WARREN Pinkerton is certain Fiskville killed his father. And all he wants is an apology.
Mr Pinkerton is one of almost 20 Ballarat people who have signed up to a potential class action after it was revealed that workers at CFA’s Fiskville training base had been exposed to deadly chemicals.
His father Colin died from multiple myeloma cancer in 2008, having worked as a vehicle trainer at Fiskville in the 1970s and 1980s.
Before he died, Mr Pinkerton said his father had told him he believed his cancer had been caused by the chemicals at Fiskville.
“In my mind there is no doubt at all that what happened at Fiskville caused all of these illnesses, particularly myeloma,” Mr Pinkerton said.
“I feel robbed, I should have had more time with my father.
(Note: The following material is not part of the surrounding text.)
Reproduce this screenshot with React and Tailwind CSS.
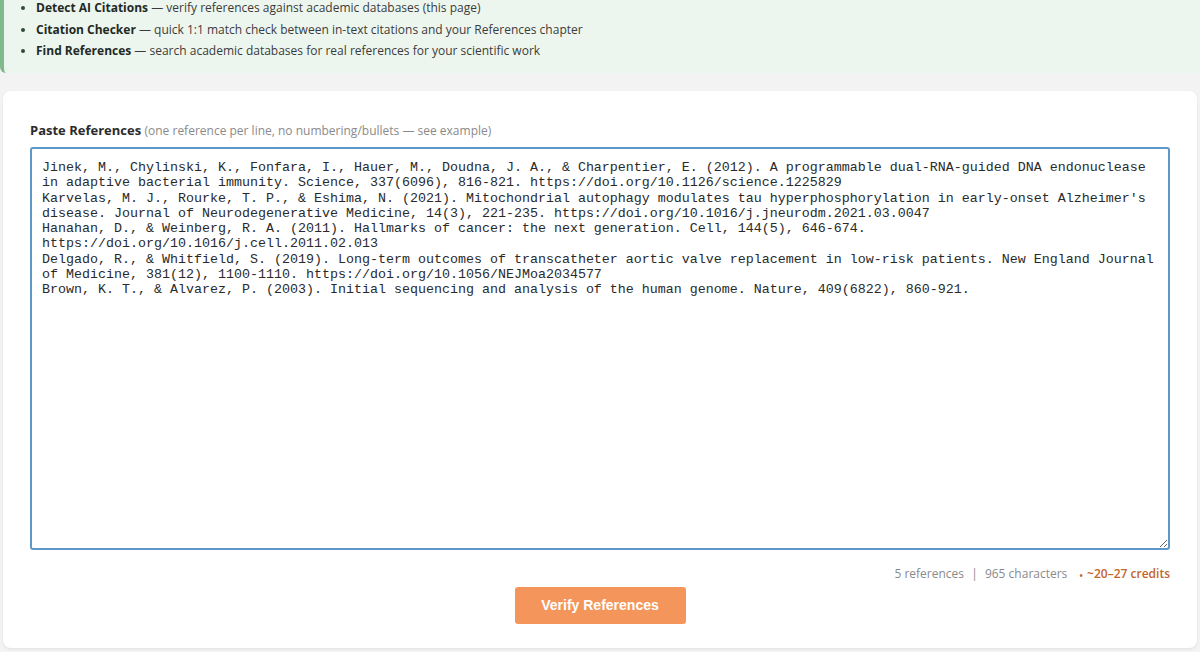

But Dad was very proud of what he had done at Fiskville and throughout his career as a firefighter, and he would have never spoken up, so I feel that is now my job.”
Mr Pinkerton, 40, said there was a core group of 12 firefighters who all started training at the centre in the late 1970s and who were all subject to the chemicals.
Just four of them are alive today, including the gravely ill former CFA chief Brian Potter.
“It was a lifestyle back then that you would go and burn these chemicals. Nobody would say anything. Even if Dad was still alive today I don’t think he would have said anything,” said Mr Pinkerton.
“He wouldn’t have piped up and said anything but I know he would be proud of me for coming out and talking about it.”
His father first started as a volunteer in Chelsea in 1956.
From there, he served in Bendigo, Dandenong, Frankston and Mildura, before he became a driver training officer at Fiskville in 1977.
He served there for six years before he was forced to retire due to heart disease at the age of 44.
Mr Pinkerton spent many years at the training base when he was growing up.
He has had a number of health tests and for now is in the clear, although he never burnt chemicals, like his late father did.
Melbourne law firm Slater & Gordon is handling almost 200 different cases for affected people across Victoria, who claim to have suffered adverse health effects.
It has not yet been decided if a class action would be taken, but for Mr Pinkerton, all he wants is an apology.
“It’s not a money issue at all. I’d never put a dollar amount on my dad,” he said.
“I just want somebody to come out and say sorry.”
The CFA has initiated a health check program to monitor the condition of more than 250 firefighters who might have been exposed to chemicals at Fiskville.